◆ Short task ◆
Restate the material word for word and leave out anything that is a picture.

◆ Dataset excerpt ◆

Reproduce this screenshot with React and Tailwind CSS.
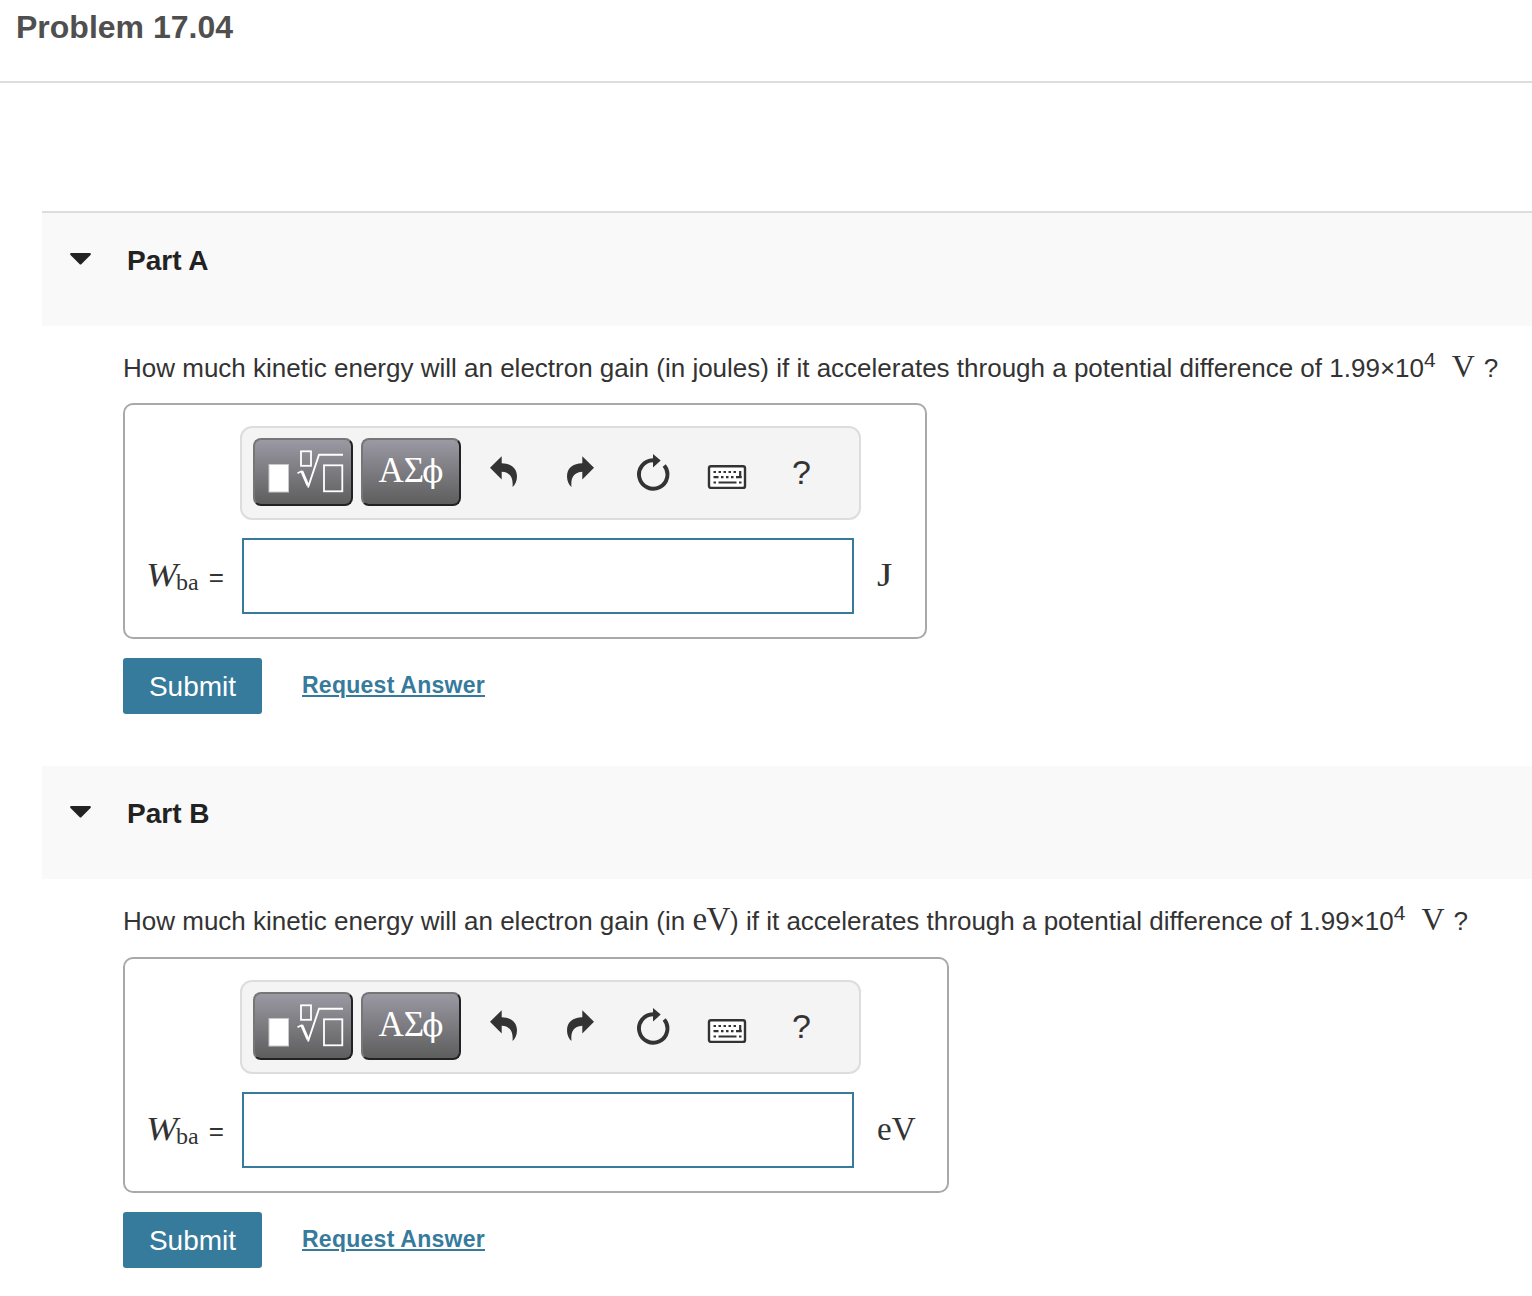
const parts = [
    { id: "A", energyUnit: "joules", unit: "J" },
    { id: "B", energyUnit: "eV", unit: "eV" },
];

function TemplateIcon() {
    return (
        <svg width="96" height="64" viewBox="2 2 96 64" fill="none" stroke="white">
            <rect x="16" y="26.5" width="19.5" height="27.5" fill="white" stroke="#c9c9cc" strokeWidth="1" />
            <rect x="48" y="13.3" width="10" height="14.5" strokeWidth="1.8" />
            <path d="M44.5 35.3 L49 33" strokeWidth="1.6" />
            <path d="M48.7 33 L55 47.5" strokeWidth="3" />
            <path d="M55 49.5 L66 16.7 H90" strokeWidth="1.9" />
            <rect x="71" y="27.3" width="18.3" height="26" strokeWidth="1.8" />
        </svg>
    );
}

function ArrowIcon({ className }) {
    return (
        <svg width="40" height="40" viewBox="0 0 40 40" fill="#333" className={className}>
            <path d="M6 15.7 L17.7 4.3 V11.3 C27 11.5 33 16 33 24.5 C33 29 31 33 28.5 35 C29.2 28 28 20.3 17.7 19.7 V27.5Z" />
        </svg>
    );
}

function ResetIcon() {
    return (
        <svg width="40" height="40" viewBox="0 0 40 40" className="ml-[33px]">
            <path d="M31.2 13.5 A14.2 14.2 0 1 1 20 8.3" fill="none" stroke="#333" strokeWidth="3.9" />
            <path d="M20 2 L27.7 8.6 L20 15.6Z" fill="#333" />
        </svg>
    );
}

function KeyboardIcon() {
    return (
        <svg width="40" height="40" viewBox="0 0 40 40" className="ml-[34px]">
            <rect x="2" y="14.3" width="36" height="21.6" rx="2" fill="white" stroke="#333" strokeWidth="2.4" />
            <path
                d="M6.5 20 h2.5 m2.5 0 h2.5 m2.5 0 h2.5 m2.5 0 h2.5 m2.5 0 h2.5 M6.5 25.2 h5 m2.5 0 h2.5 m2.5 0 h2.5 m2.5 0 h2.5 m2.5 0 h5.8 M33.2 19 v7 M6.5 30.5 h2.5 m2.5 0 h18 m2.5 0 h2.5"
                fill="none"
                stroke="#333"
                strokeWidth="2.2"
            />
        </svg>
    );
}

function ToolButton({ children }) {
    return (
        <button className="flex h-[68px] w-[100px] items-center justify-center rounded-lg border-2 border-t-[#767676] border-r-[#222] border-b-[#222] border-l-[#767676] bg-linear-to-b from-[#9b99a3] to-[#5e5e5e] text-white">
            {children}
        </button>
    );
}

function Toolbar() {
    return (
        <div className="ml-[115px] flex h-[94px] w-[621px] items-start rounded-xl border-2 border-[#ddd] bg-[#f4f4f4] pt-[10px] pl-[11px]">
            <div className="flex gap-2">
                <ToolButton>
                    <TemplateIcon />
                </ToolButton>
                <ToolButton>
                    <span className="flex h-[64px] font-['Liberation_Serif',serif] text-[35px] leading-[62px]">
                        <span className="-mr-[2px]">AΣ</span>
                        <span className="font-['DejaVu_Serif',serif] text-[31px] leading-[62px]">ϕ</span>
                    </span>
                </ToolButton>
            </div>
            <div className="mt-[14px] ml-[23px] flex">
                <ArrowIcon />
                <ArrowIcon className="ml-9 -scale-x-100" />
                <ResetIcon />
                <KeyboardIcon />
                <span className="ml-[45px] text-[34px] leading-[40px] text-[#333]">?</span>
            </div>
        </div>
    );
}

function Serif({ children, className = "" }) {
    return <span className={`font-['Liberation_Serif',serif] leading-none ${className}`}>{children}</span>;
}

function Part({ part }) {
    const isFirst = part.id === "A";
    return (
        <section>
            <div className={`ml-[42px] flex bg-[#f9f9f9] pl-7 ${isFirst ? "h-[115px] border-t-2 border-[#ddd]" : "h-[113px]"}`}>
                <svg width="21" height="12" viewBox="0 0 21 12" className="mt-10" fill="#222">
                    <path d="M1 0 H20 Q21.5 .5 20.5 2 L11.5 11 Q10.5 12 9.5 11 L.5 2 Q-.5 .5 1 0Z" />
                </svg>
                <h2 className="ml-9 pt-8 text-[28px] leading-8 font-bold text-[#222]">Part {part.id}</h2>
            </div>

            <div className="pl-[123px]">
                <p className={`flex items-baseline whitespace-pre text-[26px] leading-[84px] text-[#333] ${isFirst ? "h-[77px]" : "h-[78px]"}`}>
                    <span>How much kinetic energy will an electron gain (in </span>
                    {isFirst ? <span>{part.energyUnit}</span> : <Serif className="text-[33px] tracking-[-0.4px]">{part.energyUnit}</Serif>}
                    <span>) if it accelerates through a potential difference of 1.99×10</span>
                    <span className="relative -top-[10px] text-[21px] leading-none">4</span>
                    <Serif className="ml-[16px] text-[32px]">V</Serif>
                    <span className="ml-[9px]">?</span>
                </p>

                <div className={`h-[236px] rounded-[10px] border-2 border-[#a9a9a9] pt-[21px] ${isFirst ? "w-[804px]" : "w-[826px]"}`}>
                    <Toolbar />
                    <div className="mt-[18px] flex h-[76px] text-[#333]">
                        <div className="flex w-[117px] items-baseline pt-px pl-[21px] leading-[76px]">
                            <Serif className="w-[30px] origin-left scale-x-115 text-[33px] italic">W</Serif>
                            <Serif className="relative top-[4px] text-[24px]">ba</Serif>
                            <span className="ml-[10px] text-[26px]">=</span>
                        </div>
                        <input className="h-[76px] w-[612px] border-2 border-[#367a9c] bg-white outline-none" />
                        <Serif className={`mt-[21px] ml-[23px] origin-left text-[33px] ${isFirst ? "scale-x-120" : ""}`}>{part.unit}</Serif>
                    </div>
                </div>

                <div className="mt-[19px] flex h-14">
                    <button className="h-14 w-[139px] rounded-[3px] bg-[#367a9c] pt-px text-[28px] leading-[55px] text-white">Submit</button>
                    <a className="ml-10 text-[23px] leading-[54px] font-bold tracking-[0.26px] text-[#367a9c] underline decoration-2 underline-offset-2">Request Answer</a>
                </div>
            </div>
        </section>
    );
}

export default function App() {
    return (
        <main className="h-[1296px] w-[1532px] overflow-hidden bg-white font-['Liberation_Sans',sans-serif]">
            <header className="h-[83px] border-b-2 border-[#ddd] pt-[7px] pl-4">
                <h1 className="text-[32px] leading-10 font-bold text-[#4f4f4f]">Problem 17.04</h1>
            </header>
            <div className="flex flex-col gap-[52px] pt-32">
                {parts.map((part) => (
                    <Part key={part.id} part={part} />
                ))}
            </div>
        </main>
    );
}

◆ Final result ◆
Reproduce this screenshot with React and Tailwind CSS.
const parts = [
    { id: "A", energyUnit: "joules", unit: "J" },
    { id: "B", energyUnit: "eV", unit: "eV" },
];

function TemplateIcon() {
    return (
        <svg width="96" height="64" viewBox="2 2 96 64" fill="none" stroke="white">
            <rect x="16" y="26.5" width="19.5" height="27.5" fill="white" stroke="#c9c9cc" strokeWidth="1" />
            <rect x="48" y="13.3" width="10" height="14.5" strokeWidth="1.8" />
            <path d="M44.5 35.3 L49 33" strokeWidth="1.6" />
            <path d="M48.7 33 L55 47.5" strokeWidth="3" />
            <path d="M55 49.5 L66 16.7 H90" strokeWidth="1.9" />
            <rect x="71" y="27.3" width="18.3" height="26" strokeWidth="1.8" />
        </svg>
    );
}

function ArrowIcon({ className }) {
    return (
        <svg width="40" height="40" viewBox="0 0 40 40" fill="#333" className={className}>
            <path d="M6 15.7 L17.7 4.3 V11.3 C27 11.5 33 16 33 24.5 C33 29 31 33 28.5 35 C29.2 28 28 20.3 17.7 19.7 V27.5Z" />
        </svg>
    );
}

function ResetIcon() {
    return (
        <svg width="40" height="40" viewBox="0 0 40 40" className="ml-[33px]">
            <path d="M31.2 13.5 A14.2 14.2 0 1 1 20 8.3" fill="none" stroke="#333" strokeWidth="3.9" />
            <path d="M20 2 L27.7 8.6 L20 15.6Z" fill="#333" />
        </svg>
    );
}

function KeyboardIcon() {
    return (
        <svg width="40" height="40" viewBox="0 0 40 40" className="ml-[34px]">
            <rect x="2" y="14.3" width="36" height="21.6" rx="2" fill="white" stroke="#333" strokeWidth="2.4" />
            <path
                d="M6.5 20 h2.5 m2.5 0 h2.5 m2.5 0 h2.5 m2.5 0 h2.5 m2.5 0 h2.5 M6.5 25.2 h5 m2.5 0 h2.5 m2.5 0 h2.5 m2.5 0 h2.5 m2.5 0 h5.8 M33.2 19 v7 M6.5 30.5 h2.5 m2.5 0 h18 m2.5 0 h2.5"
                fill="none"
                stroke="#333"
                strokeWidth="2.2"
            />
        </svg>
    );
}

function ToolButton({ children }) {
    return (
        <button className="flex h-[68px] w-[100px] items-center justify-center rounded-lg border-2 border-t-[#767676] border-r-[#222] border-b-[#222] border-l-[#767676] bg-linear-to-b from-[#9b99a3] to-[#5e5e5e] text-white">
            {children}
        </button>
    );
}

function Toolbar() {
    return (
        <div className="ml-[115px] flex h-[94px] w-[621px] items-start rounded-xl border-2 border-[#ddd] bg-[#f4f4f4] pt-[10px] pl-[11px]">
            <div className="flex gap-2">
                <ToolButton>
                    <TemplateIcon />
                </ToolButton>
                <ToolButton>
                    <span className="flex h-[64px] font-['Liberation_Serif',serif] text-[35px] leading-[62px]">
                        <span className="-mr-[2px]">AΣ</span>
                        <span className="font-['DejaVu_Serif',serif] text-[31px] leading-[62px]">ϕ</span>
                    </span>
                </ToolButton>
            </div>
            <div className="mt-[14px] ml-[23px] flex">
                <ArrowIcon />
                <ArrowIcon className="ml-9 -scale-x-100" />
                <ResetIcon />
                <KeyboardIcon />
                <span className="ml-[45px] text-[34px] leading-[40px] text-[#333]">?</span>
            </div>
        </div>
    );
}

function Serif({ children, className = "" }) {
    return <span className={`font-['Liberation_Serif',serif] leading-none ${className}`}>{children}</span>;
}

function Part({ part }) {
    const isFirst = part.id === "A";
    return (
        <section>
            <div className={`ml-[42px] flex bg-[#f9f9f9] pl-7 ${isFirst ? "h-[115px] border-t-2 border-[#ddd]" : "h-[113px]"}`}>
                <svg width="21" height="12" viewBox="0 0 21 12" className="mt-10" fill="#222">
                    <path d="M1 0 H20 Q21.5 .5 20.5 2 L11.5 11 Q10.5 12 9.5 11 L.5 2 Q-.5 .5 1 0Z" />
                </svg>
                <h2 className="ml-9 pt-8 text-[28px] leading-8 font-bold text-[#222]">Part {part.id}</h2>
            </div>

            <div className="pl-[123px]">
                <p className={`flex items-baseline whitespace-pre text-[26px] leading-[84px] text-[#333] ${isFirst ? "h-[77px]" : "h-[78px]"}`}>
                    <span>How much kinetic energy will an electron gain (in </span>
                    {isFirst ? <span>{part.energyUnit}</span> : <Serif className="text-[33px] tracking-[-0.4px]">{part.energyUnit}</Serif>}
                    <span>) if it accelerates through a potential difference of 1.99×10</span>
                    <span className="relative -top-[10px] text-[21px] leading-none">4</span>
                    <Serif className="ml-[16px] text-[32px]">V</Serif>
                    <span className="ml-[9px]">?</span>
                </p>

                <div className={`h-[236px] rounded-[10px] border-2 border-[#a9a9a9] pt-[21px] ${isFirst ? "w-[804px]" : "w-[826px]"}`}>
                    <Toolbar />
                    <div className="mt-[18px] flex h-[76px] text-[#333]">
                        <div className="flex w-[117px] items-baseline pt-px pl-[21px] leading-[76px]">
                            <Serif className="w-[30px] origin-left scale-x-115 text-[33px] italic">W</Serif>
                            <Serif className="relative top-[4px] text-[24px]">ba</Serif>
                            <span className="ml-[10px] text-[26px]">=</span>
                        </div>
                        <input className="h-[76px] w-[612px] border-2 border-[#367a9c] bg-white outline-none" />
                        <Serif className={`mt-[21px] ml-[23px] origin-left text-[33px] ${isFirst ? "scale-x-120" : ""}`}>{part.unit}</Serif>
                    </div>
                </div>

                <div className="mt-[19px] flex h-14">
                    <button className="h-14 w-[139px] rounded-[3px] bg-[#367a9c] pt-px text-[28px] leading-[55px] text-white">Submit</button>
                    <a className="ml-10 text-[23px] leading-[54px] font-bold tracking-[0.26px] text-[#367a9c] underline decoration-2 underline-offset-2">Request Answer</a>
                </div>
            </div>
        </section>
    );
}

export default function App() {
    return (
        <main className="h-[1296px] w-[1532px] overflow-hidden bg-white font-['Liberation_Sans',sans-serif]">
            <header className="h-[83px] border-b-2 border-[#ddd] pt-[7px] pl-4">
                <h1 className="text-[32px] leading-10 font-bold text-[#4f4f4f]">Problem 17.04</h1>
            </header>
            <div className="flex flex-col gap-[52px] pt-32">
                {parts.map((part) => (
                    <Part key={part.id} part={part} />
                ))}
            </div>
        </main>
    );
}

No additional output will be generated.